# [Task brief]
Please transcribe the listing below in full and word for word, without its pictures.

'''

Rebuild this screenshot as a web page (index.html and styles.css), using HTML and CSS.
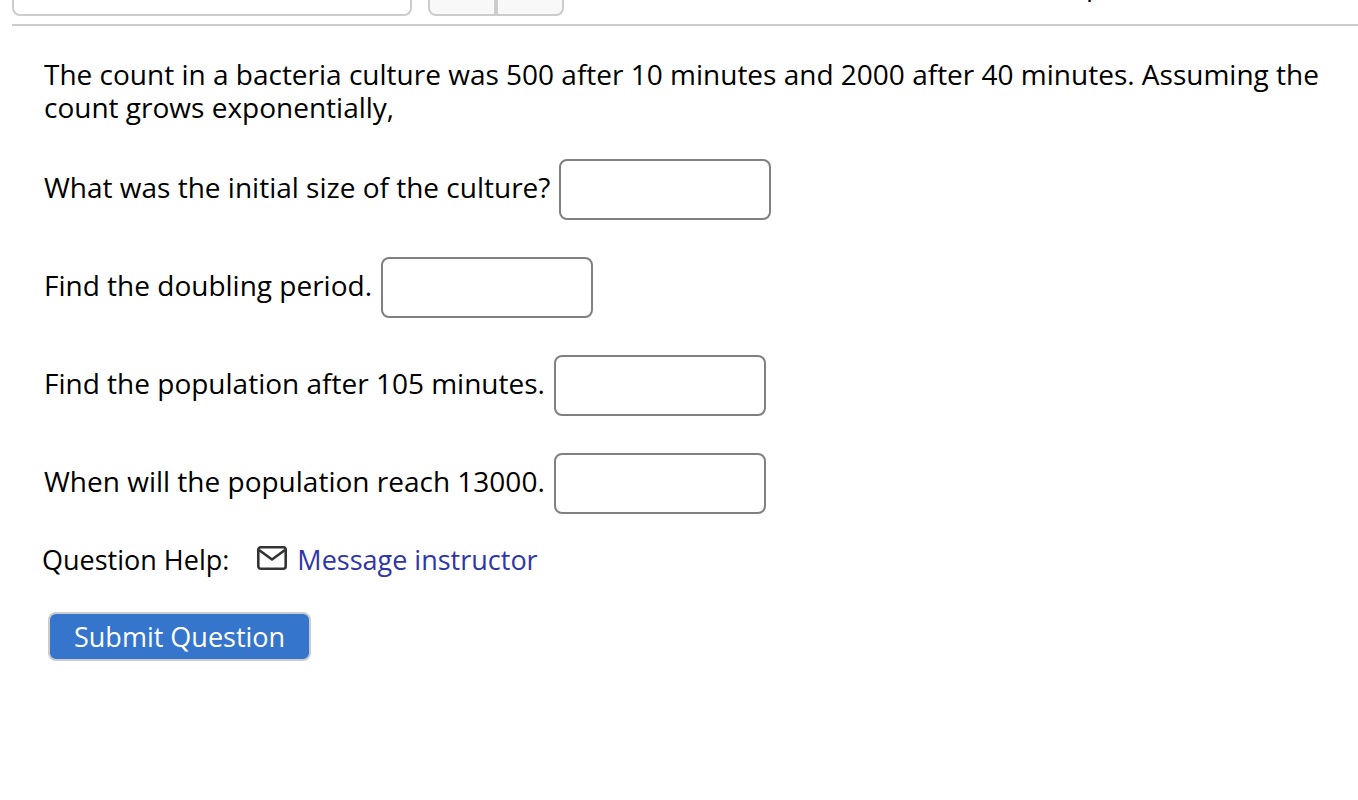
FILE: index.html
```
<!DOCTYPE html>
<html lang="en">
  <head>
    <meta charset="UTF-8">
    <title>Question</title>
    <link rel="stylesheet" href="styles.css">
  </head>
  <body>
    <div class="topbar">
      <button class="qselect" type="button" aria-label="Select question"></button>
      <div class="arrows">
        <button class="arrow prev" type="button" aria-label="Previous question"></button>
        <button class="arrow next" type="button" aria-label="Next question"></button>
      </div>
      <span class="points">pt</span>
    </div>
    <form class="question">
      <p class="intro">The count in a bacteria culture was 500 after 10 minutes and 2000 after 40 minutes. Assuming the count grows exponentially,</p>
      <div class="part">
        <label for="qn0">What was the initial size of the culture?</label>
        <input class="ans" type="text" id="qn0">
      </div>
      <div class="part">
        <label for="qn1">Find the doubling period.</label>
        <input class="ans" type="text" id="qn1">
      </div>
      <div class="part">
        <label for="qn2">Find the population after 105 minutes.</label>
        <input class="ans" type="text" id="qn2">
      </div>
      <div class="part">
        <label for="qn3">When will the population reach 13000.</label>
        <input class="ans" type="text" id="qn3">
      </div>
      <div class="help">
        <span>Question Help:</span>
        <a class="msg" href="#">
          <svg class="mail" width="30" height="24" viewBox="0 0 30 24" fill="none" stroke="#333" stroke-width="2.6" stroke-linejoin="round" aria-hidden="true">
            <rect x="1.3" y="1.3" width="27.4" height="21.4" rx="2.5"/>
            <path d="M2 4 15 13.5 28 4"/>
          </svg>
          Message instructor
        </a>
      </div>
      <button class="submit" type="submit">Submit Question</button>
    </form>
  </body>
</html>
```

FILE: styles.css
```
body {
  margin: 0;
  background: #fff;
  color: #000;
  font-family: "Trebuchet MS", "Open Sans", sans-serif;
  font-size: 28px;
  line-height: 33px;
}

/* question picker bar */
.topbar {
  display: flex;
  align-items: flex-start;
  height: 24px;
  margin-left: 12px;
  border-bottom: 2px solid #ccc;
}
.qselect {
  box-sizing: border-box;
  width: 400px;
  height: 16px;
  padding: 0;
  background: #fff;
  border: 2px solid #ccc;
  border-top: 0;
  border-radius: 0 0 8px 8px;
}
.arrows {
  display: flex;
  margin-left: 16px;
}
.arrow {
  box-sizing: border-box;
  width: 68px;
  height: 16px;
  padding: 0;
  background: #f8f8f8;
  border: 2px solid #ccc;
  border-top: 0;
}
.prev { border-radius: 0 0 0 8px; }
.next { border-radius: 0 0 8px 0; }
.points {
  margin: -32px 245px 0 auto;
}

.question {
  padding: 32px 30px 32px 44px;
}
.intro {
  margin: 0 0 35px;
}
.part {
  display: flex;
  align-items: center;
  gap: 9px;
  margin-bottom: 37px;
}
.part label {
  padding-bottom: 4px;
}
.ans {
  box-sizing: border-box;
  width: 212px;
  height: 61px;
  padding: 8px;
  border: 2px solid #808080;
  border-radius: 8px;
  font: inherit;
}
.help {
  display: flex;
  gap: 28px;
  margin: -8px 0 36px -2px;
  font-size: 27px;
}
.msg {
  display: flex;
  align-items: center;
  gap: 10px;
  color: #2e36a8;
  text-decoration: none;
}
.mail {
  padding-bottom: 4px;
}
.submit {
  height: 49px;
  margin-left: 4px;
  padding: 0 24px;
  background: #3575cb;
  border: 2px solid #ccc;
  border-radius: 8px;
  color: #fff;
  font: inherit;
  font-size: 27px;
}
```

'''

# [Solution for this task]
Rebuild this screenshot as a web page (index.html and styles.css), using HTML and CSS.
FILE: index.html
```
<!DOCTYPE html>
<html lang="en">
  <head>
    <meta charset="UTF-8">
    <title>Question</title>
    <link rel="stylesheet" href="styles.css">
  </head>
  <body>
    <div class="topbar">
      <button class="qselect" type="button" aria-label="Select question"></button>
      <div class="arrows">
        <button class="arrow prev" type="button" aria-label="Previous question"></button>
        <button class="arrow next" type="button" aria-label="Next question"></button>
      </div>
      <span class="points">pt</span>
    </div>
    <form class="question">
      <p class="intro">The count in a bacteria culture was 500 after 10 minutes and 2000 after 40 minutes. Assuming the count grows exponentially,</p>
      <div class="part">
        <label for="qn0">What was the initial size of the culture?</label>
        <input class="ans" type="text" id="qn0">
      </div>
      <div class="part">
        <label for="qn1">Find the doubling period.</label>
        <input class="ans" type="text" id="qn1">
      </div>
      <div class="part">
        <label for="qn2">Find the population after 105 minutes.</label>
        <input class="ans" type="text" id="qn2">
      </div>
      <div class="part">
        <label for="qn3">When will the population reach 13000.</label>
        <input class="ans" type="text" id="qn3">
      </div>
      <div class="help">
        <span>Question Help:</span>
        <a class="msg" href="#">
          <svg class="mail" width="30" height="24" viewBox="0 0 30 24" fill="none" stroke="#333" stroke-width="2.6" stroke-linejoin="round" aria-hidden="true">
            <rect x="1.3" y="1.3" width="27.4" height="21.4" rx="2.5"/>
            <path d="M2 4 15 13.5 28 4"/>
          </svg>
          Message instructor
        </a>
      </div>
      <button class="submit" type="submit">Submit Question</button>
    </form>
  </body>
</html>
```

FILE: styles.css
```
body {
  margin: 0;
  background: #fff;
  color: #000;
  font-family: "Trebuchet MS", "Open Sans", sans-serif;
  font-size: 28px;
  line-height: 33px;
}

/* question picker bar */
.topbar {
  display: flex;
  align-items: flex-start;
  height: 24px;
  margin-left: 12px;
  border-bottom: 2px solid #ccc;
}
.qselect {
  box-sizing: border-box;
  width: 400px;
  height: 16px;
  padding: 0;
  background: #fff;
  border: 2px solid #ccc;
  border-top: 0;
  border-radius: 0 0 8px 8px;
}
.arrows {
  display: flex;
  margin-left: 16px;
}
.arrow {
  box-sizing: border-box;
  width: 68px;
  height: 16px;
  padding: 0;
  background: #f8f8f8;
  border: 2px solid #ccc;
  border-top: 0;
}
.prev { border-radius: 0 0 0 8px; }
.next { border-radius: 0 0 8px 0; }
.points {
  margin: -32px 245px 0 auto;
}

.question {
  padding: 32px 30px 32px 44px;
}
.intro {
  margin: 0 0 35px;
}
.part {
  display: flex;
  align-items: center;
  gap: 9px;
  margin-bottom: 37px;
}
.part label {
  padding-bottom: 4px;
}
.ans {
  box-sizing: border-box;
  width: 212px;
  height: 61px;
  padding: 8px;
  border: 2px solid #808080;
  border-radius: 8px;
  font: inherit;
}
.help {
  display: flex;
  gap: 28px;
  margin: -8px 0 36px -2px;
  font-size: 27px;
}
.msg {
  display: flex;
  align-items: center;
  gap: 10px;
  color: #2e36a8;
  text-decoration: none;
}
.mail {
  padding-bottom: 4px;
}
.submit {
  height: 49px;
  margin-left: 4px;
  padding: 0 24px;
  background: #3575cb;
  border: 2px solid #ccc;
  border-radius: 8px;
  color: #fff;
  font: inherit;
  font-size: 27px;
}
```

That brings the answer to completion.